ERIC Number: ED358988
Record Type: RIE
Publication Date: 1993
Reference Count: N/A
Sheltered Workshops and Transition: Old Bottles, New Wine?
This paper provides a historical overview of sheltered workshops and presents information about service innovations and mission expansion. The first workshop in the United States was the Perkins Institute, opened in 1837 for individuals with visual handicaps. This workshop was typical of "categorical" workshops that were established during this time to serve people with particular disabilities. Many workshops were private non-profit organizations, and almost no workshops were fully funded by public or private sources. Rural community sheltered workshops that have operated for over 20 years have changed and are now more likely to resemble a small business than a rehabilitation facility.

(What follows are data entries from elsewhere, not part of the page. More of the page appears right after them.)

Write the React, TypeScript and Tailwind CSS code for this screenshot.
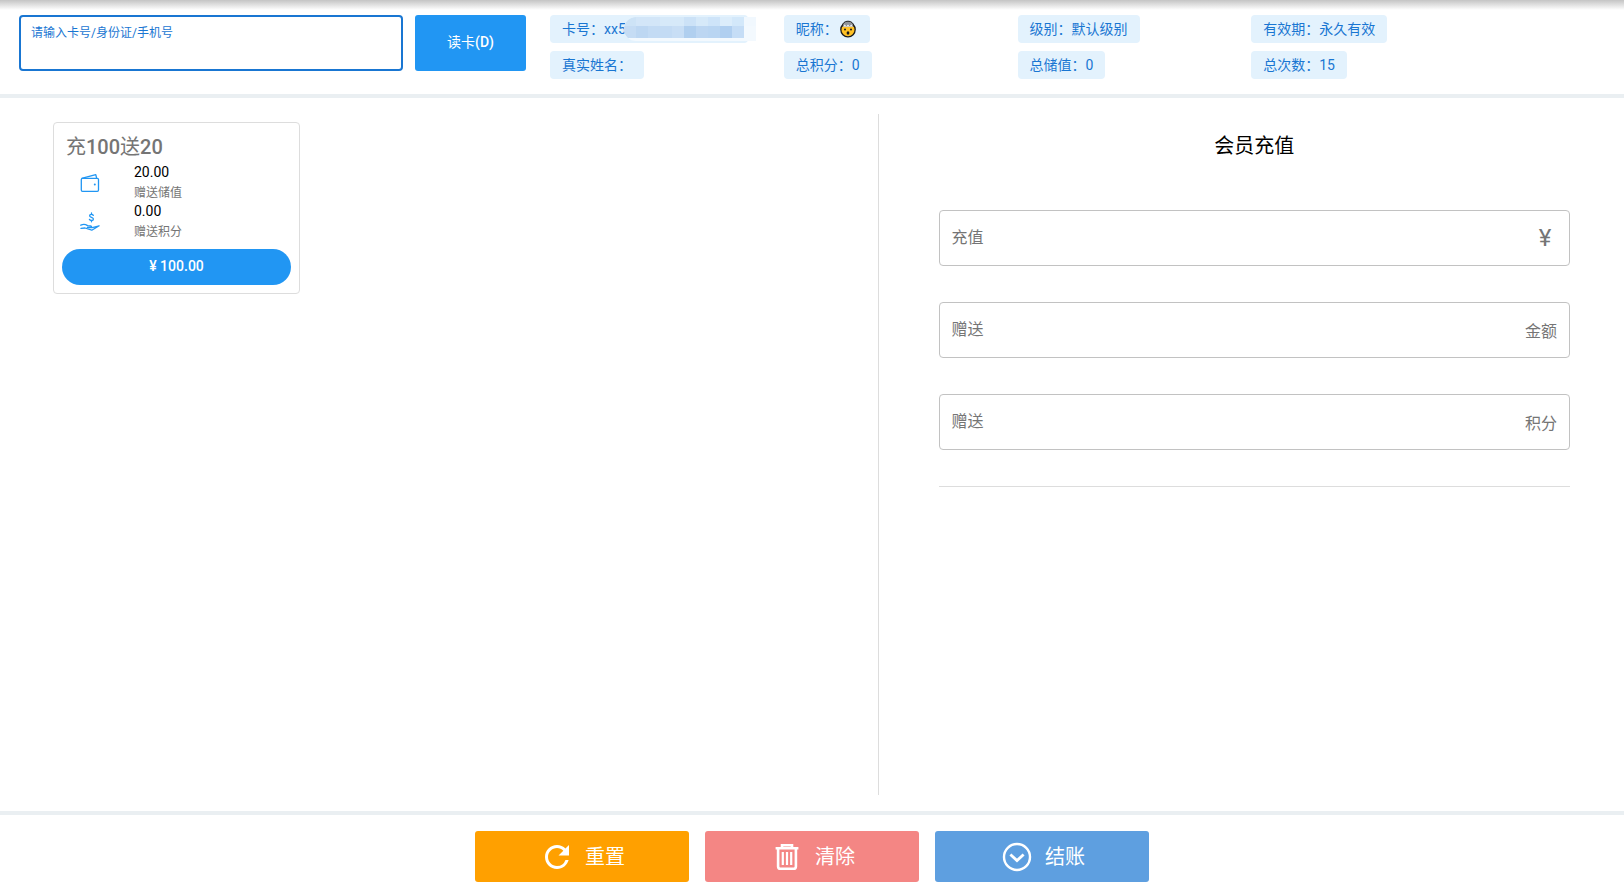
import { useState, type ReactNode } from "react";
import { MdRefresh } from "react-icons/md";

const FONT = "font-[Roboto,'Noto_Sans_CJK_SC',sans-serif]";

const MASK_TOP = ["#cde3f6", "#d3e6f8", "#d3e6f8", "#d6e9f9", "#d6e9f9", "#cce2f7", "#d6e9f9", "#cee4f9", "#dcedfb", "#d3e8fa", "#f1f8fe"];
const MASK_MID = ["#c5dcf4", "#bdd7f2", "#c3dbf4", "#c3dbf4", "#c8def5", "#b0cfef", "#bcd6f2", "#b9d5f2", "#b0cff0", "#c5ddf6", "#f3f9fe"];

function CardMask() {
  return (
    <svg width="132" height="24" viewBox="0 0 132 24" className="-mr-5 -ml-0.5 shrink-0" aria-hidden="true">
      <defs>
        <clipPath id="mask-edge">
          <path d="M12 0H132V24H12A12 12 0 0 1 12 0Z" />
        </clipPath>
      </defs>
      <g clipPath="url(#mask-edge)">
        <rect width="132" height="24" fill="#f3f9fe" />
        {MASK_TOP.map((fill, i) => (
          <rect key={i} x={i * 12} y="0" width="12" height="9" fill={fill} />
        ))}
        {MASK_MID.map((fill, i) => (
          <rect key={i} x={i * 12} y="9" width="12" height="12" fill={fill} />
        ))}
      </g>
    </svg>
  );
}

function MindBlown() {
  return (
    <svg width="20" height="18" viewBox="0 0 20 18" aria-hidden="true">
      <circle cx="10" cy="9.6" r="7.2" fill="#ffc226" stroke="#1a1a1a" strokeWidth="1.3" />
      <path d="M4.2 6.2C4.6 3 6.6 1.2 10 1.2S15.4 3 15.8 6.2Z" fill="#8f9499" stroke="#1a1a1a" strokeWidth=".9" />
      <path d="M4.8 6.8 6.6 4.6 8.4 6 10 4.4 11.6 6 13.4 4.6 15.2 6.8Z" fill="#f2f2f2" />
      <circle cx="7" cy="9.4" r="1" fill="#1a1a1a" />
      <circle cx="13" cy="9.4" r="1" fill="#1a1a1a" />
      <ellipse cx="10" cy="13" rx="1.4" ry="1.8" fill="#1a1a1a" />
    </svg>
  );
}

function WalletIcon() {
  return (
    <svg width="20" height="20" viewBox="0 0 20 20" fill="none" stroke="#2196f3" strokeWidth="1.3" strokeLinejoin="round" aria-hidden="true">
      <rect x="1.3" y="5.3" width="17.2" height="13" rx="1.2" />
      <path d="M1.6 5.4 15.8 1.6 16.6 5.2" />
      <circle cx="14.8" cy="11.6" r="1" fill="#2196f3" stroke="none" />
    </svg>
  );
}

function HandCoinIcon() {
  return (
    <svg width="20" height="20" viewBox="0 0 20 20" fill="none" stroke="#2196f3" strokeWidth="1.3" strokeLinejoin="round" strokeLinecap="round" aria-hidden="true">
      <path d="M13.3 3.4C12.9 2.6 12.2 2.3 11.4 2.3 10.3 2.3 9.6 2.9 9.6 3.8 9.6 5.8 13.4 4.8 13.4 6.9 13.4 7.9 12.6 8.5 11.5 8.5 10.5 8.5 9.7 8.1 9.4 7.3M11.5 1V2.3M11.5 8.5V9.8" />
      <path d="M.8 13.2C3.2 12 5.4 12.2 7.6 13.6L10.4 14C12.2 14.4 11.6 15.8 10.4 15.7L7.4 15.4M12.2 15.6 19.2 13.8 11.8 18.2 5 16 1 16.4" />
    </svg>
  );
}

function TrashIcon() {
  return (
    <svg width="36" height="36" viewBox="0 0 36 36" fill="none" stroke="white" strokeWidth="2.6" aria-hidden="true">
      <path d="M6.6 9.3H29.4M13 9V6.3H23V9" />
      <path d="M9.1 9.5V27.4Q9.1 29.7 11.4 29.7H24.6Q26.9 29.7 26.9 27.4V9.5" />
      <path d="M13.8 13V26M18 13V26M22.2 13V26" strokeWidth="2.2" />
    </svg>
  );
}

function CheckoutIcon() {
  return (
    <svg width="36" height="36" viewBox="0 0 36 36" fill="none" stroke="white" aria-hidden="true">
      <circle cx="18" cy="18" r="13" strokeWidth="2.4" />
      <path d="M11.4 15.4 18 21.6 24.6 15.4" strokeWidth="2.8" />
    </svg>
  );
}

function Chip({ label, children }: { label: string; children?: ReactNode }) {
  return (
    <div className="flex h-7 w-fit items-center rounded bg-[#e3f2fd] px-3 text-sm whitespace-nowrap text-[#1976d2]">
      {label}：{children}
    </div>
  );
}

function Perk({ icon, value, label }: { icon: ReactNode; value: string; label: string }) {
  return (
    <div className="flex items-center">
      <div className="flex w-[72px] pl-[18px]">{icon}</div>
      <div>
        <div className="text-sm leading-[18px] text-black">{value}</div>
        <div className="mt-1 text-xs leading-[17px] text-[#757575]">{label}</div>
      </div>
    </div>
  );
}

function Field({ label, suffix }: { label: string; suffix: ReactNode }) {
  const [value, setValue] = useState("");
  return (
    <label className="flex h-14 items-center rounded border border-[#c2c2c2] px-3 text-base text-[#757575]">
      <span>{label}</span>
      <input
        className="min-w-0 flex-1 px-2 text-black outline-none"
        value={value}
        onChange={(e) => setValue(e.target.value)}
      />
      {suffix}
    </label>
  );
}

export default function App() {
  const [card, setCard] = useState("");

  return (
    <div className={`flex min-h-screen flex-col bg-white ${FONT}`}>
      <header className="flex border-b-4 border-[#eaeff2] bg-[linear-gradient(#c4c4c4,#ffffff_10px)] pt-[15px] pr-[139px] pb-[15px] pl-[19px]">
        <label className="flex h-14 w-96 flex-col rounded border-2 border-[#1976d2] bg-white px-2.5 pt-1.5 text-xs text-[#1976d2]">
          <span className="leading-5">请输入卡号/身份证/手机号</span>
          <input
            className="w-full text-sm text-black outline-none"
            value={card}
            onChange={(e) => setCard(e.target.value)}
          />
        </label>
        <button className="ml-3 h-14 w-[111px] shrink-0 rounded-[3px] bg-[#2196f3] pb-0.5 text-sm text-white">
          读卡<span className="font-medium">(D)</span>
        </button>
        {/* Member info */}
        <div className="ml-6 grid flex-1 grid-cols-4 gap-y-2">
          <Chip label="卡号">xx5<CardMask /></Chip>
          <Chip label="昵称"><MindBlown /></Chip>
          <Chip label="级别">默认级别</Chip>
          <Chip label="有效期">永久有效</Chip>
          <Chip label="真实姓名" />
          <Chip label="总积分">0</Chip>
          <Chip label="总储值">0</Chip>
          <Chip label="总次数">15</Chip>
        </div>
      </header>

      <main className="flex flex-1 py-4">
        <section className="w-[54.1%] border-r border-[#dddddd] pt-2 pl-[53px]">
          <div className="w-[247px] rounded border border-[#dddddd] p-2 pt-3">
            <h2 className="px-1 text-xl leading-6 text-[#757575]">
              充<span className="font-medium">100</span>送<span className="font-medium">20</span>
            </h2>
            <div className="pt-1">
              <Perk icon={<WalletIcon />} value="20.00" label="赠送储值" />
              <Perk icon={<HandCoinIcon />} value="0.00" label="赠送积分" />
            </div>
            <button className="mt-2 h-9 w-full rounded-full bg-[#2196f3] pb-0.5 text-sm font-medium text-white">
              ¥ 100.00
            </button>
          </div>
        </section>

        <section className="flex-1 pt-[18px] pr-[54px] pl-[60px]">
          <h1 className="text-center text-xl leading-7 text-black">会员充值</h1>
          <div className="mt-[50px] flex flex-col gap-9 border-b border-[#dddddd] pb-9">
            <Field label="充值" suffix={<span className="w-6 text-center text-2xl">¥</span>} />
            <Field label="赠送" suffix={<span className="pt-1">金额</span>} />
            <Field label="赠送" suffix={<span className="pt-1">积分</span>} />
          </div>
        </section>
      </main>

      <footer className="flex justify-center gap-4 border-t-4 border-[#eaeff2] pt-4 pb-1 text-xl text-white">
        <button className="flex h-[51px] w-[214px] items-center justify-center gap-2.5 rounded-[3px] bg-[#ffa000]">
          <MdRefresh size={36} />
          重置
        </button>
        <button className="flex h-[51px] w-[214px] items-center justify-center gap-2.5 rounded-[3px] bg-[#f48684]">
          <TrashIcon />
          清除
        </button>
        <button className="flex h-[51px] w-[214px] items-center justify-center gap-2.5 rounded-[3px] bg-[#5e9fe0]">
          <CheckoutIcon />
          结账
        </button>
      </footer>
    </div>
  );
}
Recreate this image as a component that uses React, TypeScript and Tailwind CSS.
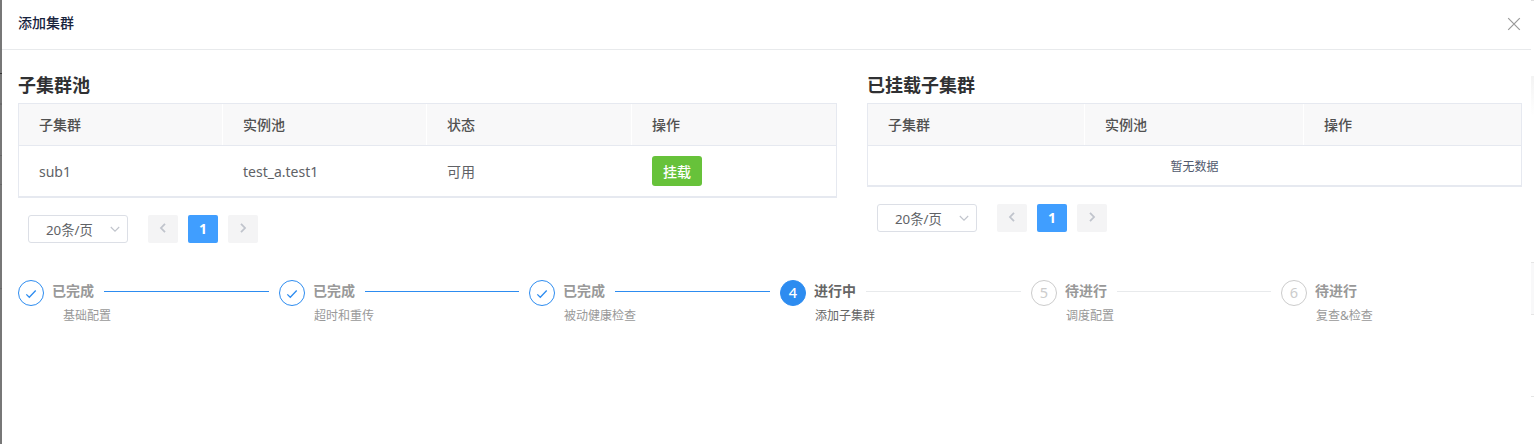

Many facilities are involved in service contracts related to collating, mailing, packaging, labeling, and maid/janitorial services. Many employees or clients of today's workshops transitioned from school without the benefits of a free and appropriate education (mandated under PL-94-142, the Individuals with Disabilities Education Act) and program options such as vocational education. One southeastern rural state has developed well managed and innovative community sheltered workshops. This state has 29 workshops that serve over 2,000 individuals. The shops recently reported $5.25 million in annual sales of goods and services and placed 8 percent of their employees or clients in competitive employment. Only 13 percent of their budgets come from state dollars, leaving 87 percent to be raised by contracts, sales, and services. This paper suggests that rural community or regional workshops should be evaluated in three major areas: the workshop as a business, service to potential employers, and service to employees and clients. (LP)
Publication Type: Information Analyses; Speeches/Meeting Papers
Education Level: N/A
Authoring Institution: N/A
Note: In: Montgomery, Diane, Ed. Rural America: Where All Innovations Begin. Conference Proceedings (Savannah, GA, March 11-13, 1993); see RC 019 153.